Inyo County's Title 18 zoning ordinance regulates fence height and placement (Section 18.78.160) but does not restrict residential fence materials. Common materials such as wood, vinyl, chain link, and masonry are generally allowed within the six-foot height and yard limits.
For ordinary residential fences in unincorporated Inyo County, the Title 18 Zoning Ordinance does not list permitted or prohibited fence materials. Section 18.78.160 controls fences, walls, and hedges by height (six feet generally, three and one-half feet in regulated front and corner-lot yards) and by where they may be placed, but it does not dictate what they must be made of.
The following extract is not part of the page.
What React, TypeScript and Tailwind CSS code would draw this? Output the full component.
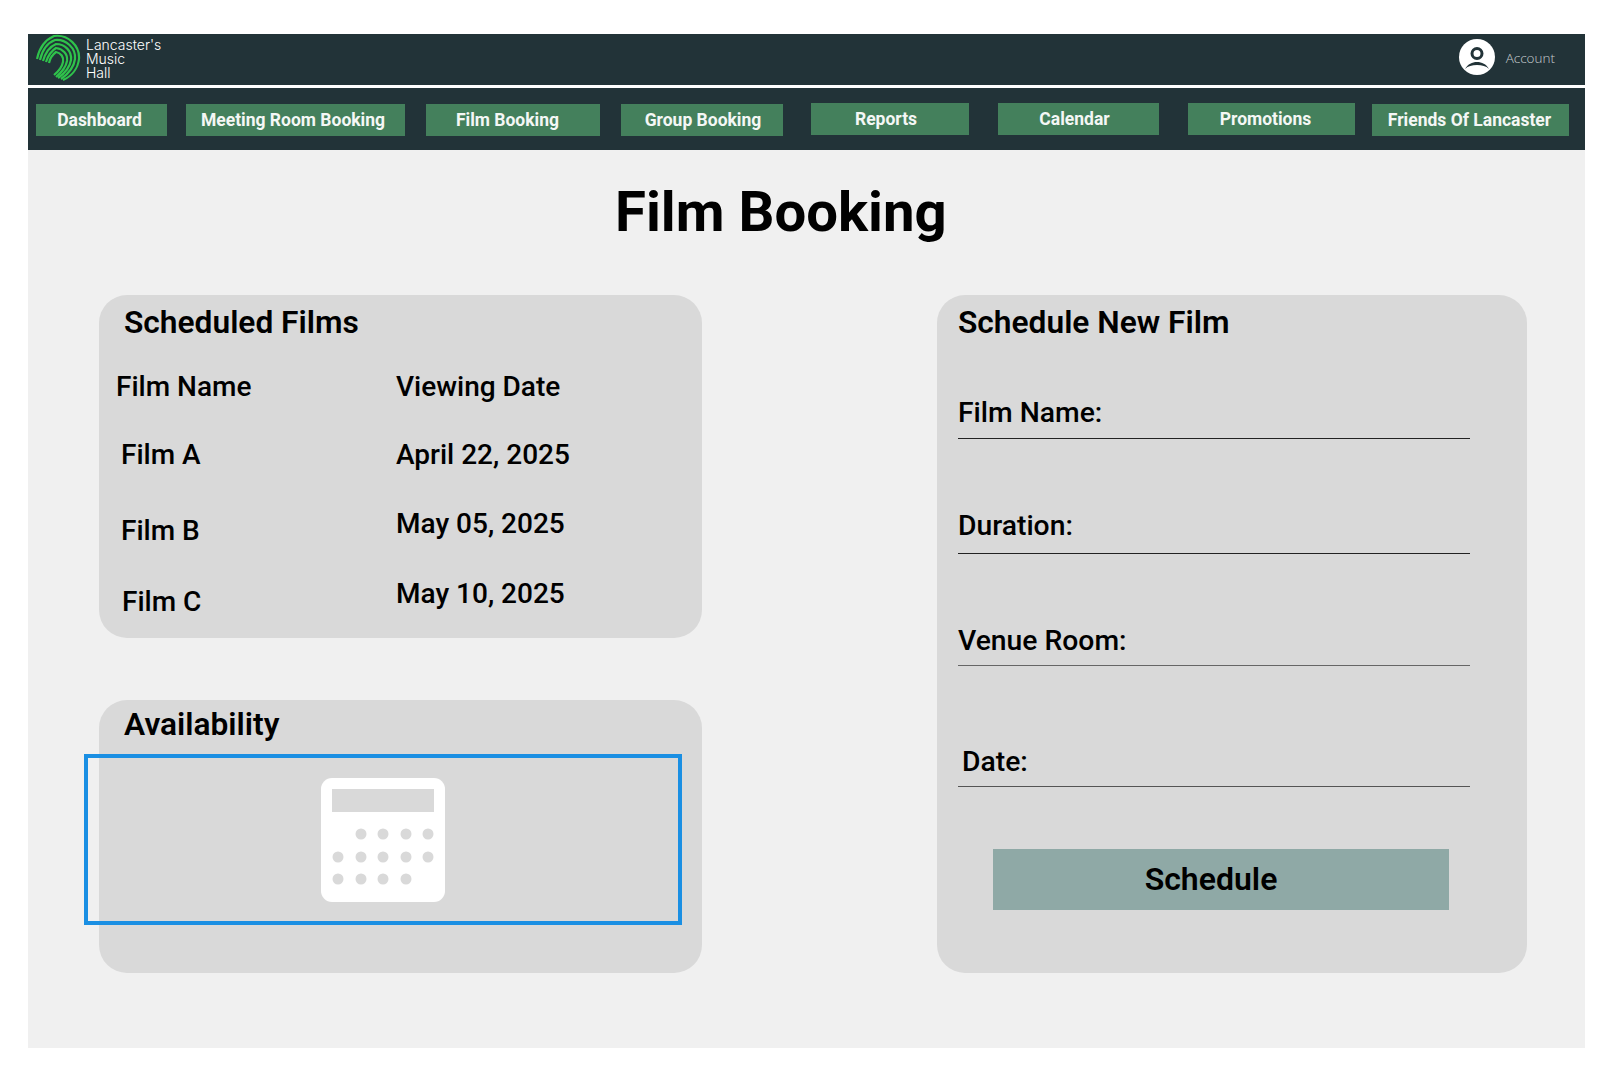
const navItems = [
  { label: "Dashboard", className: "ml-[8px] mt-[16px] w-[131px] pr-[4px]" },
  { label: "Meeting Room Booking", className: "ml-[19px] mt-[16px] w-[219px] pr-[5px]" },
  { label: "Film Booking", className: "ml-[21px] mt-[16px] w-[174px] pr-[11px]" },
  { label: "Group Booking", className: "ml-[21px] mt-[16px] w-[162px] pl-[2px]" },
  { label: "Reports", className: "ml-[28px] mt-[15px] w-[158px] pr-[8px]" },
  { label: "Calendar", className: "ml-[29px] mt-[15px] w-[161px] pr-[8px]" },
  { label: "Promotions", className: "ml-[29px] mt-[15px] w-[167px] pr-[12px]" },
  { label: "Friends Of Lancaster", className: "ml-[17px] mt-[16px] w-[197px] pr-[2px]" },
];

function Logo() {
  return (
    <svg width="46" height="48" viewBox="0 0 46 48" fill="none" stroke="#2fc24b" strokeWidth="2.2" strokeLinecap="butt">
      <path d="M1 25C3 15 9 6 18 2C32 0 44 12 43 25C42 34 36 42 27 46" />
      <path d="M4 26C6 17 11 9 19 6C30 5 40 14 39 25C38 33 32 40 25 45" />
      <path d="M7 27C9 20 13 13 20 10C29 10 36 17 35 26C34 33 29 39 22 44" />
      <path d="M10 28C12 22 15 17 20 14C27 15 32 20 31 27C30 33 26 38 20 43" />
      <path d="M13 29C14 24 16 21 20 18C25 19 28 23 27 28C26 33 23 37 18 41" />
    </svg>
  );
}

function AccountIcon() {
  return (
    <svg width="36" height="36" viewBox="0 0 36 36">
      <circle cx="18" cy="18" r="18" fill="#fff" />
      <circle cx="18" cy="14.5" r="5" fill="none" stroke="#223338" strokeWidth="3" />
      <path d="M6 30C9 25 13 23 18 23C23 23 27 25 30 30C27 27 23 26 18 26C13 26 9 27 6 30Z" fill="#223338" />
    </svg>
  );
}

function CalendarIcon() {
  const rows = [
    { y: 56, xs: [40, 62, 85, 107] },
    { y: 79, xs: [17, 40, 62, 85, 107] },
    { y: 101, xs: [17, 40, 62, 85] },
  ];
  return (
    <svg width="124" height="124" viewBox="0 0 124 124">
      <rect width="124" height="124" rx="11" fill="#fff" />
      <rect x="11" y="11" width="102" height="23" fill="#d9d9d9" />
      {rows.map((row) =>
        row.xs.map((x) => <circle key={`${row.y}-${x}`} cx={x} cy={row.y} r="5.5" fill="#d9d9d9" />)
      )}
    </svg>
  );
}

function FormField({ label, className, lineClass, labelClass }: { label: string; className: string; lineClass: string; labelClass?: string }) {
  return (
    <div className={className}>
      <div className={`h-[36px] text-[28.3px] font-medium leading-[36px] text-black ${labelClass ?? ""}`}>{label}</div>
      <div className={`h-[1px] w-[512px] ${lineClass}`} />
    </div>
  );
}

export default function App() {
  return (
    <div className="h-[1089px] w-[1600px] bg-white pl-[28px] pt-[34px] font-['Roboto',sans-serif]">
      <div className="w-[1557px]">
        <header className="flex h-[51px] items-center justify-between bg-[#223338]">
          <div className="flex items-center">
            <div className="ml-[8px] mt-[-3px]"><Logo /></div>
            <div className="ml-[4px] mt-[-2px] font-['Inter',sans-serif] text-[14px] font-light leading-[14px] text-white">
              Lancaster's<br />Music<br />Hall
            </div>
          </div>
          <div className="mr-[30px] flex items-center gap-[11px]">
            <div className="mb-[6px]"><AccountIcon /></div>
            <span className="mb-[2px] font-['Open_Sans',sans-serif] text-[13.5px] font-light text-[#c4cbcd]">Account</span>
          </div>
        </header>
        <nav className="mt-[3px] flex h-[62px] items-start bg-[#223338]">
          {navItems.map((item) => (
            <a key={item.label} className={`flex h-[32px] items-center justify-center bg-[#44805c] text-[17.5px] font-bold text-[#f4f7f5] ${item.className}`}>
              {item.label}
            </a>
          ))}
        </nav>
        <main className="h-[898px] bg-[#f0f0f0]">
          <h1 className="pl-[587px] pt-[27px] text-[56.3px] font-bold leading-[70px] text-black">Film Booking</h1>
          <div className="mt-[48px] flex pl-[71px]">
            <div className="w-[603px]">
              <section className="h-[343px] rounded-[28px] bg-[#d9d9d9] pt-[10px]">
                <h2 className="pl-[25px] text-[31.7px] font-semibold leading-[36px] text-black">Scheduled Films</h2>
                <div className="mt-[28px] flex text-[28px] font-medium leading-[36px] text-black">
                  <div className="w-[297px] pl-[17px]">
                    <div>Film Name</div>
                    <div className="mt-[32px] pl-[5px]">Film A</div>
                    <div className="mt-[40px] pl-[5px]">Film B</div>
                    <div className="mt-[35px] pl-[6px]">Film C</div>
                  </div>
                  <div>
                    <div>Viewing Date</div>
                    <div className="mt-[32px]">April 22, 2025</div>
                    <div className="mt-[33px]">May 05, 2025</div>
                    <div className="mt-[34px]">May 10, 2025</div>
                  </div>
                </div>
              </section>
              <section className="mt-[62px] h-[273px] rounded-[28px] bg-[#d9d9d9] pt-[7px]">
                <h2 className="pl-[25px] text-[31.7px] font-semibold leading-[36px] text-black">Availability</h2>
                <div className="relative ml-[-15px] mt-[11px] flex h-[171px] w-[598px] justify-center border-[4px] border-[#1a8fe3] pr-[1px] pt-[20px]">
                  <CalendarIcon />
                </div>
              </section>
            </div>
            <section className="ml-[235px] h-[678px] w-[590px] rounded-[28px] bg-[#d9d9d9] pl-[21px] pt-[10px]">
              <h2 className="text-[31.7px] font-semibold leading-[36px] text-black">Schedule New Film</h2>
              <FormField label="Film Name:" className="mt-[54px]" lineClass="mt-[7px] bg-[#222222]" />
              <FormField label="Duration:" className="mt-[69px]" lineClass="mt-[9px] bg-[#222222]" />
              <FormField label="Venue Room:" className="mt-[69px]" lineClass="mt-[6px] bg-[#666666]" />
              <FormField label="Date:" className="mt-[78px]" lineClass="mt-[6px] bg-[#555555]" labelClass="pl-[4px]" />
              <button className="ml-[35px] mt-[62px] h-[61px] w-[456px] bg-[#8fa9a6] pb-[2px] pr-[20px] text-[32px] font-semibold text-black">Schedule</button>
            </section>
          </div>
        </main>
      </div>
    </div>
  );
}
As a result, common materials such as wood, vinyl, chain link, wrought iron, and masonry block are generally allowed, subject to the height and placement standards. Two indirect material considerations apply. First, because Inyo County adopts the California Building Code under Chapter 14.08, fences over seven feet, masonry or block walls, and pool-barrier fences must meet the structural and safety requirements of that code, which can effectively limit material choices for taller or load-bearing walls. Second, much of unincorporated Inyo County lies in fire-prone and high-wind mountain and desert terrain, and the County's local building-code amendments cite climatic and topographical conditions; wildland-urban interface and defensible-space rules under state law can favor non-combustible materials for fences attached to or immediately adjacent to dwellings. Outside these contexts, residential fence material choice is generally left to the property owner. Confirm any tall or structural wall with Building and Safety.
Ordinary residential fence material choices are generally not enforced. Using non-compliant materials for a structural wall, a fence over the building-code threshold, or a pool barrier can require correction under the adopted building code.